All the streets are named after trees and shrubs i.e Maple drive, Elm drive, lime tree, Acacia etc. In 1914 St Columba church was built on Laburnum Avenue it was only meant to be temporary but it too was destroyed in the blitz and rebuilt.
It was very badly damaged in the Hull blitz but it was rebuilt in the same style as it was created.

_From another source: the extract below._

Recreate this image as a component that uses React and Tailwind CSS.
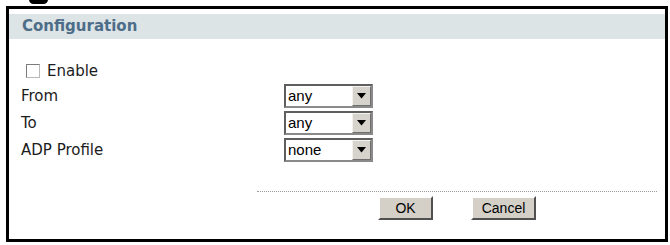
import React from 'react';

const font = { fontFamily: '"DejaVu Sans", Verdana, sans-serif' };

function Select({ value }) {
  return (
    <div className="flex h-[24px] w-[89px] border-2 border-t-[#5f5f5f] border-l-[#5f5f5f] border-r-[#8a8a8a] border-b-[#8a8a8a] bg-white">
      <span className="flex-1 pl-[2px] text-[15px] leading-[20px] text-black font-['Liberation_Sans',Arial,sans-serif]">
        {value}
      </span>
      <span className="flex h-[20px] w-[19px] items-center justify-center border border-t-[#f4f2ee] border-l-[#f4f2ee] border-r-[#6f6f6f] border-b-[#6f6f6f] bg-[#d6d3cc]">
        <svg width="9" height="6" viewBox="0 0 9 6">
          <path d="M0 0 H9 L4.5 5.5 Z" fill="#000" />
        </svg>
      </span>
    </div>
  );
}

function Button({ children, w }) {
  return (
    <button
      type="button"
      className={`h-[24px] ${w} border-2 border-t-white border-l-white border-r-[#505050] border-b-[#505050] bg-[#d4d0c8] text-[14px] text-black font-['Liberation_Sans',Arial,sans-serif]`}
    >
      {children}
    </button>
  );
}

export default function App() {
  const rows = [
    ['From', 'any'],
    ['To', 'any'],
    ['ADP Profile', 'none'],
  ];
  return (
    <div className="h-[245px] w-[670px] bg-white" style={font}>
      {/* bottom of the heading above, cut off by the screenshot */}
      <div className="h-[6px] overflow-hidden">
        <div className="-mt-[5px] ml-[29px] h-[9px] w-[19px] rounded-full bg-black" />
      </div>
      <div className="ml-[6px] h-[236px] w-[662px] border-[3px] border-black pt-[5px]">
        <div className="flex h-[25px] items-center bg-[#dde4e6] pl-[13px] text-[15px] font-bold text-[#4d6d88]">
          Configuration
        </div>

        <div className="mt-[19px] flex h-[26px] items-center pl-[17px] text-[15px] text-[#1c1c1c]">
          <span className="h-[14px] w-[14px] border border-t-[#7c7c7c] border-l-[#7c7c7c] border-r-[#b8b8b8] border-b-[#b8b8b8] bg-white" />
          <span className="ml-[7px]">Enable</span>
        </div>

        {rows.map(([label, value]) => (
          <div key={label} className="mb-[3px] flex h-[24px] items-center pl-[12px] text-[15px] text-[#1c1c1c]">
            <span className="w-[263px]">{label}</span>
            <Select value={value} />
          </div>
        ))}

        <div className="ml-[248px] mt-[29px] w-[400px] border-t border-dotted border-[#9a9a9a]" />
        <div className="ml-[248px] mt-[4px] flex w-[400px] justify-center gap-[38px]">
          <Button w="w-[55px]">OK</Button>
          <Button w="w-[65px]">Cancel</Button>
        </div>
      </div>
    </div>
  );
}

It is the nicest quietest place I have ever lived and I was lucky to get a place, even though it takes me 15 minutes to walk to the shops I take it slow.
May 31, 2017 at 7:33 pm |
That’s really interesting, Jo. There’s something similar down here in Bristol. On the north side of the city there’s Blaise Castle, and its estate. The castle is a 19th century folly, and the estate was built to house the workers for one of the big firms then in Bristol. I think it might have been Cadbury’s, the chocolate company.
May 31, 2017 at 8:00 pm |
I only lasted 28 minutes watching the debate! I was so sick and tired of listening to Amber Rudd trying to get cheap shots aimed at Jeremy Corbyn, Why oh why do the Tories have to resort to personal attacks!!! Especially when the attacker has nothing to substantiate such attack!
May 31, 2017 at 8:55 pm |
I didn’t watch it at all, as I knew it would irritate me. I did catch the closing comments from Rudd, the Lib Dems and Plaid Cymru. And no, Rudd didn’t impress me either.
She, and Theresa May, are resorting to ad hominem attacks because Labour’s policies are waaaaay better than the Tories, and they know it. They’ve also probably taken on board that they can’t hype up Theresa May’s personality, given that the public have seen enough of it, and are deciding in droves that they don’t like it.
Which just leaves digs at the other guy.
It’s tacit admission that they know May is losing.
May 31, 2017 at 9:55 pm |
If Labour gets in I really want to study history, but I prefare from when England was called Englaland (land of the angels) to and including Mary 1.
May 31, 2017 at 9:58 pm |
Sorry it is land of the Angles, that doesn’t make any sense to me but hey life is weird!!!!